Information supplied:
========================================

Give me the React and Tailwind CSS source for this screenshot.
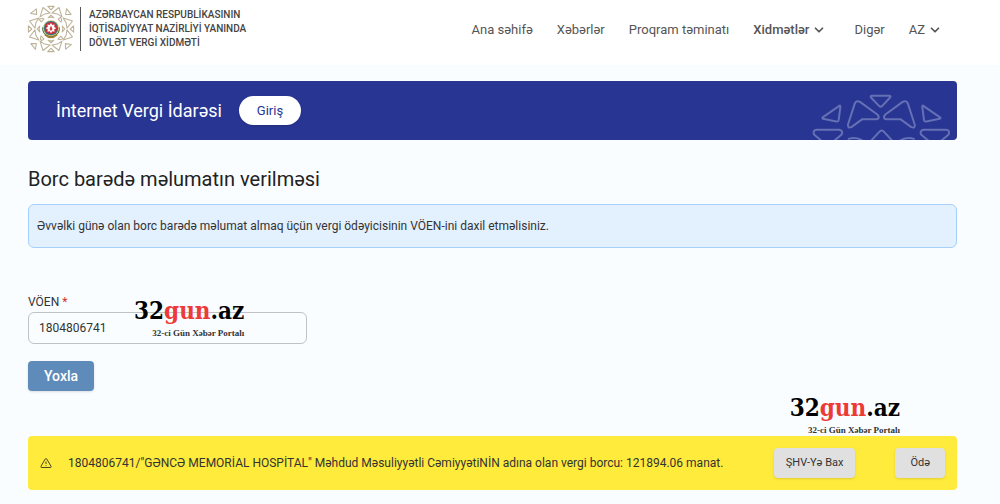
import React, { useState } from 'react'
import { ChevronDown } from 'lucide-react'

const NAV = [
  { label: 'Ana səhifə' },
  { label: 'Xəbərlər' },
  { label: 'Proqram təminatı' },
  { label: 'Xidmətlər', menu: true, active: true },
  { label: 'Digər' },
  { label: 'AZ', menu: true },
]

// One quarter of the ornament ring, centred on 0,0
function Quarter({ angle }) {
  return (
    <g transform={`rotate(${angle})`}>
      <path d="M-28 -198H28L0 -168Z" />
      <path d="M-70 -188L-8 -140L-56 -132L-96 -106Z" />
      <path d="M70 -188L8 -140L56 -132L96 -106Z" />
      <path d="M-178 -136L-128 -176L-126 -128Z" />
      <path d="M0 -122L26 -98L0 -104L-26 -98Z" />
      <path d="M-104 -84Q-82 -98 -60 -88L-86 -62Z" />
    </g>
  )
}

function Emblem() {
  return (
    <svg viewBox="-210 -210 420 420" className="size-12 shrink-0" aria-hidden="true">
      <g fill="none" stroke="#bdb298" strokeWidth={9} strokeLinejoin="round">
        <Quarter angle={0} />
        <Quarter angle={90} />
        <Quarter angle={180} />
        <Quarter angle={270} />
      </g>
      <g transform="scale(1.25)">
        <circle r={66} fill="#fff" />
        <path d="M-60 -20A62 62 0 1 0 60 -20L46 28Q0 64 -46 28Z" fill="#4f7433" />
        <path d="M-44 40Q0 80 44 40" fill="none" stroke="#a87f35" strokeWidth={10} />
        <circle cy={-6} r={56} fill="#d9bd79" />
        <circle cy={-6} r={50} fill="#2f7b86" />
        <circle cy={-6} r={43} fill="#c9303c" />
        <path
          d="M0 -42L9 -28L25 -31L22 -15L36 -6L22 3L25 19L9 16L0 30L-9 16L-25 19L-22 3L-36 -6L-22 -15L-25 -31L-9 -28Z"
          fill="#fff"
        />
        <path d="M0 -24L8 -6Q13 8 0 12Q-13 8 -8 -6Z" fill="#d23f3c" />
      </g>
    </svg>
  )
}

function BannerPattern() {
  return (
    <svg
      viewBox="66 54 417 140"
      className="h-[47px] w-[139px] self-end"
      fill="none"
      stroke="#6670b4"
      strokeWidth={6}
      strokeLinejoin="round"
      strokeLinecap="round"
      aria-hidden="true"
    >
      <path d="M246 62H298Q304 62 300 67L277 92Q272 97 267 92L243 67Q240 62 246 62Z" />
      <path d="M194 86Q198 74 210 80L262 118Q272 130 259 132L217 132L184 156Q172 160 174 148Z" />
      <path d="M354 86Q350 74 338 80L286 118Q276 130 289 132L331 132L364 156Q377 160 374 148Z" />
      <path d="M148 92Q151 89 151 96L146 135Q145 140 139 139L99 131Q95 129 99 126Z" />
      <path d="M400 92Q397 89 397 96L402 135Q403 140 409 139L449 131Q454 129 449 126Z" />
      <path d="M96 198L72 178Q68 164 80 164H148Q160 167 155 178L131 198" />
      <path d="M452 198L476 178Q480 164 468 164H400Q389 167 393 178L417 198" />
      <path d="M242 198L270 168Q275 164 280 168L308 198" />
      <path d="M176 191Q198 184 220 197" />
      <path d="M372 191Q350 184 328 197" />
    </svg>
  )
}

function Portal({ className }) {
  return (
    <div className={`pointer-events-none absolute text-right font-bold text-black ${className}`}>
      <div className="font-['DejaVu_Serif_Condensed','DejaVu_Serif',serif] text-[24px] leading-7">
        32<span className="text-[#ee3a37]">gun</span>.az
      </div>
      <div className="font-['Liberation_Serif',serif] text-[9px] leading-4 text-[#333]">32-ci Gün Xəbər Portalı</div>
    </div>
  )
}

export default function App() {
  const [voen, setVoen] = useState('1804806741')

  return (
    <div className="min-h-screen bg-[#f9fdff] font-[Roboto,sans-serif] text-[#333]">
      <header className="flex h-[65px] items-start justify-between bg-white pr-[58px] pl-[27px]">
        <a href="#" className="mt-[5px] flex items-center gap-[5px]">
          <Emblem />
          <span className="border-l border-[#555] py-px pl-2 text-[10px] leading-[14px] font-medium text-[#444]">
            AZƏRBAYCAN RESPUBLİKASININ
            <br />
            İQTİSADİYYAT NAZİRLİYİ YANINDA
            <br />
            DÖVLƏT VERGİ XİDMƏTİ
          </span>
        </a>
        <nav className="mt-5 flex items-center gap-6 text-[13px] leading-5 text-[#555]">
          {NAV.map((item) => (
            <a key={item.label} href="#" className={`flex items-center gap-[3px] ${item.active ? 'pr-1 font-medium' : ''}`}>
              {item.label}
              {item.menu && <ChevronDown size={14} strokeWidth={3} />}
            </a>
          ))}
        </nav>
      </header>

      <main className="pt-4 pr-[43px] pb-4 pl-7">
        <section className="flex h-[59px] items-center rounded bg-[#283593] pr-1.5 pl-7">
          <h2 className="text-lg text-white">İnternet Vergi İdarəsi</h2>
          <button className="mr-auto ml-[17px] h-[29px] rounded-full bg-white px-[18px] text-[13px] text-[#283593] shadow">
            Giriş
          </button>
          <BannerPattern />
        </section>

        <h1 className="mt-[25px] text-xl leading-7 text-[#222]">Borc barədə məlumatın verilməsi</h1>
        <p className="mt-[11px] rounded-md border border-[#a5d0fa] bg-[#e3f0fe] px-2 py-[11px] text-[12px] leading-5">
          Əvvəlki günə olan borc barədə məlumat almaq üçün vergi ödəyicisinin VÖEN-ini daxil etməlisiniz.
        </p>

        <form className="relative mt-11" onSubmit={(e) => e.preventDefault()}>
          <label htmlFor="voen" className="block text-[12px] leading-5">
            VÖEN <span className="text-[#d32f2f]">*</span>
          </label>
          <input
            id="voen"
            value={voen}
            onChange={(e) => setVoen(e.target.value)}
            className="block h-8 w-[30%] rounded-md border border-[#bfc3c6] bg-transparent px-2.5 text-[12px]"
          />
          <button className="mt-[17px] block h-[30px] rounded-sm bg-[#5f8bba] px-4 text-[14px] font-medium text-white shadow">
            Yoxla
          </button>
          <Portal className="top-[5px] left-[106px]" />
        </form>

        <div role="alert" className="relative mt-[45px] flex h-[54px] items-center rounded bg-[#ffeb3b] pr-3 pl-3">
          <svg viewBox="0 0 24 24" className="size-3 shrink-0" fill="none" stroke="#4a4620" strokeWidth={2} strokeLinejoin="round" aria-hidden="true">
            <path d="M10.3 4.2 2 18.5Q1 21 3.5 21H20.5Q23 21 22 18.5L13.7 4.2Q12 2 10.3 4.2Z" />
            <path d="M12 9V14M12 16.5V18" />
          </svg>
          <p className="ml-4 text-[12px]">
            1804806741/"GƏNCƏ MEMORİAL HOSPİTAL" Məhdud Məsuliyyətli CəmiyyətiNİN adına olan vergi borcu: 121894.06 manat.
          </p>
          <button className="ml-auto h-[30px] shrink-0 rounded-sm bg-[#e0e0e0] px-3 text-[11px] shadow">ŞHV-Yə Bax</button>
          <button className="ml-10 h-[30px] shrink-0 rounded-sm bg-[#e0e0e0] px-[15px] text-[11px] shadow">Ödə</button>
          <Portal className="right-[57px] bottom-[52px]" />
        </div>
      </main>
    </div>
  )
}
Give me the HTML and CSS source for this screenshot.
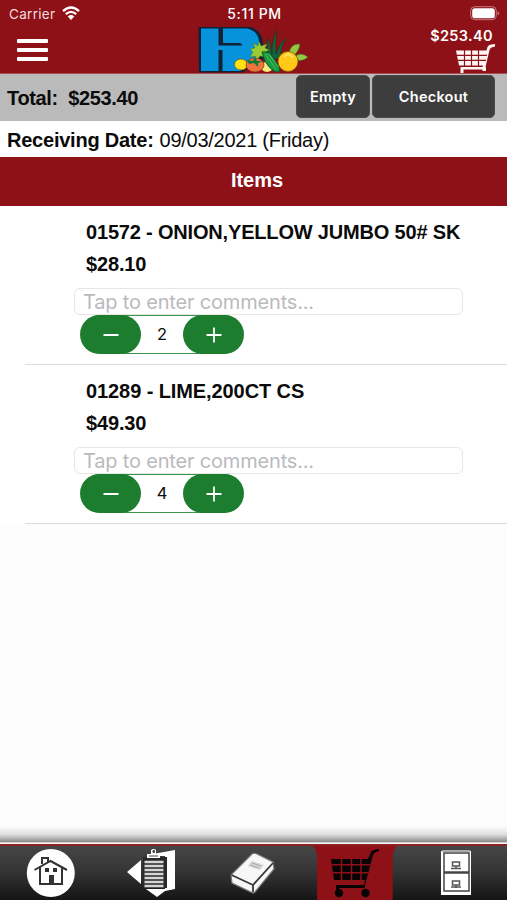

========================================

Objective: Exclude the images and reproduce the remaining data exactly.

Completed task:
Give me the React and Tailwind CSS source for this screenshot.
import React, { useState } from 'react'
import { ChevronDown } from 'lucide-react'

const NAV = [
  { label: 'Ana səhifə' },
  { label: 'Xəbərlər' },
  { label: 'Proqram təminatı' },
  { label: 'Xidmətlər', menu: true, active: true },
  { label: 'Digər' },
  { label: 'AZ', menu: true },
]

// One quarter of the ornament ring, centred on 0,0
function Quarter({ angle }) {
  return (
    <g transform={`rotate(${angle})`}>
      <path d="M-28 -198H28L0 -168Z" />
      <path d="M-70 -188L-8 -140L-56 -132L-96 -106Z" />
      <path d="M70 -188L8 -140L56 -132L96 -106Z" />
      <path d="M-178 -136L-128 -176L-126 -128Z" />
      <path d="M0 -122L26 -98L0 -104L-26 -98Z" />
      <path d="M-104 -84Q-82 -98 -60 -88L-86 -62Z" />
    </g>
  )
}

function Emblem() {
  return (
    <svg viewBox="-210 -210 420 420" className="size-12 shrink-0" aria-hidden="true">
      <g fill="none" stroke="#bdb298" strokeWidth={9} strokeLinejoin="round">
        <Quarter angle={0} />
        <Quarter angle={90} />
        <Quarter angle={180} />
        <Quarter angle={270} />
      </g>
      <g transform="scale(1.25)">
        <circle r={66} fill="#fff" />
        <path d="M-60 -20A62 62 0 1 0 60 -20L46 28Q0 64 -46 28Z" fill="#4f7433" />
        <path d="M-44 40Q0 80 44 40" fill="none" stroke="#a87f35" strokeWidth={10} />
        <circle cy={-6} r={56} fill="#d9bd79" />
        <circle cy={-6} r={50} fill="#2f7b86" />
        <circle cy={-6} r={43} fill="#c9303c" />
        <path
          d="M0 -42L9 -28L25 -31L22 -15L36 -6L22 3L25 19L9 16L0 30L-9 16L-25 19L-22 3L-36 -6L-22 -15L-25 -31L-9 -28Z"
          fill="#fff"
        />
        <path d="M0 -24L8 -6Q13 8 0 12Q-13 8 -8 -6Z" fill="#d23f3c" />
      </g>
    </svg>
  )
}

function BannerPattern() {
  return (
    <svg
      viewBox="66 54 417 140"
      className="h-[47px] w-[139px] self-end"
      fill="none"
      stroke="#6670b4"
      strokeWidth={6}
      strokeLinejoin="round"
      strokeLinecap="round"
      aria-hidden="true"
    >
      <path d="M246 62H298Q304 62 300 67L277 92Q272 97 267 92L243 67Q240 62 246 62Z" />
      <path d="M194 86Q198 74 210 80L262 118Q272 130 259 132L217 132L184 156Q172 160 174 148Z" />
      <path d="M354 86Q350 74 338 80L286 118Q276 130 289 132L331 132L364 156Q377 160 374 148Z" />
      <path d="M148 92Q151 89 151 96L146 135Q145 140 139 139L99 131Q95 129 99 126Z" />
      <path d="M400 92Q397 89 397 96L402 135Q403 140 409 139L449 131Q454 129 449 126Z" />
      <path d="M96 198L72 178Q68 164 80 164H148Q160 167 155 178L131 198" />
      <path d="M452 198L476 178Q480 164 468 164H400Q389 167 393 178L417 198" />
      <path d="M242 198L270 168Q275 164 280 168L308 198" />
      <path d="M176 191Q198 184 220 197" />
      <path d="M372 191Q350 184 328 197" />
    </svg>
  )
}

function Portal({ className }) {
  return (
    <div className={`pointer-events-none absolute text-right font-bold text-black ${className}`}>
      <div className="font-['DejaVu_Serif_Condensed','DejaVu_Serif',serif] text-[24px] leading-7">
        32<span className="text-[#ee3a37]">gun</span>.az
      </div>
      <div className="font-['Liberation_Serif',serif] text-[9px] leading-4 text-[#333]">32-ci Gün Xəbər Portalı</div>
    </div>
  )
}

export default function App() {
  const [voen, setVoen] = useState('1804806741')

  return (
    <div className="min-h-screen bg-[#f9fdff] font-[Roboto,sans-serif] text-[#333]">
      <header className="flex h-[65px] items-start justify-between bg-white pr-[58px] pl-[27px]">
        <a href="#" className="mt-[5px] flex items-center gap-[5px]">
          <Emblem />
          <span className="border-l border-[#555] py-px pl-2 text-[10px] leading-[14px] font-medium text-[#444]">
            AZƏRBAYCAN RESPUBLİKASININ
            <br />
            İQTİSADİYYAT NAZİRLİYİ YANINDA
            <br />
            DÖVLƏT VERGİ XİDMƏTİ
          </span>
        </a>
        <nav className="mt-5 flex items-center gap-6 text-[13px] leading-5 text-[#555]">
          {NAV.map((item) => (
            <a key={item.label} href="#" className={`flex items-center gap-[3px] ${item.active ? 'pr-1 font-medium' : ''}`}>
              {item.label}
              {item.menu && <ChevronDown size={14} strokeWidth={3} />}
            </a>
          ))}
        </nav>
      </header>

      <main className="pt-4 pr-[43px] pb-4 pl-7">
        <section className="flex h-[59px] items-center rounded bg-[#283593] pr-1.5 pl-7">
          <h2 className="text-lg text-white">İnternet Vergi İdarəsi</h2>
          <button className="mr-auto ml-[17px] h-[29px] rounded-full bg-white px-[18px] text-[13px] text-[#283593] shadow">
            Giriş
          </button>
          <BannerPattern />
        </section>

        <h1 className="mt-[25px] text-xl leading-7 text-[#222]">Borc barədə məlumatın verilməsi</h1>
        <p className="mt-[11px] rounded-md border border-[#a5d0fa] bg-[#e3f0fe] px-2 py-[11px] text-[12px] leading-5">
          Əvvəlki günə olan borc barədə məlumat almaq üçün vergi ödəyicisinin VÖEN-ini daxil etməlisiniz.
        </p>

        <form className="relative mt-11" onSubmit={(e) => e.preventDefault()}>
          <label htmlFor="voen" className="block text-[12px] leading-5">
            VÖEN <span className="text-[#d32f2f]">*</span>
          </label>
          <input
            id="voen"
            value={voen}
            onChange={(e) => setVoen(e.target.value)}
            className="block h-8 w-[30%] rounded-md border border-[#bfc3c6] bg-transparent px-2.5 text-[12px]"
          />
          <button className="mt-[17px] block h-[30px] rounded-sm bg-[#5f8bba] px-4 text-[14px] font-medium text-white shadow">
            Yoxla
          </button>
          <Portal className="top-[5px] left-[106px]" />
        </form>

        <div role="alert" className="relative mt-[45px] flex h-[54px] items-center rounded bg-[#ffeb3b] pr-3 pl-3">
          <svg viewBox="0 0 24 24" className="size-3 shrink-0" fill="none" stroke="#4a4620" strokeWidth={2} strokeLinejoin="round" aria-hidden="true">
            <path d="M10.3 4.2 2 18.5Q1 21 3.5 21H20.5Q23 21 22 18.5L13.7 4.2Q12 2 10.3 4.2Z" />
            <path d="M12 9V14M12 16.5V18" />
          </svg>
          <p className="ml-4 text-[12px]">
            1804806741/"GƏNCƏ MEMORİAL HOSPİTAL" Məhdud Məsuliyyətli CəmiyyətiNİN adına olan vergi borcu: 121894.06 manat.
          </p>
          <button className="ml-auto h-[30px] shrink-0 rounded-sm bg-[#e0e0e0] px-3 text-[11px] shadow">ŞHV-Yə Bax</button>
          <button className="ml-10 h-[30px] shrink-0 rounded-sm bg-[#e0e0e0] px-[15px] text-[11px] shadow">Ödə</button>
          <Portal className="right-[57px] bottom-[52px]" />
        </div>
      </main>
    </div>
  )
}
Give me the HTML and CSS source for this screenshot.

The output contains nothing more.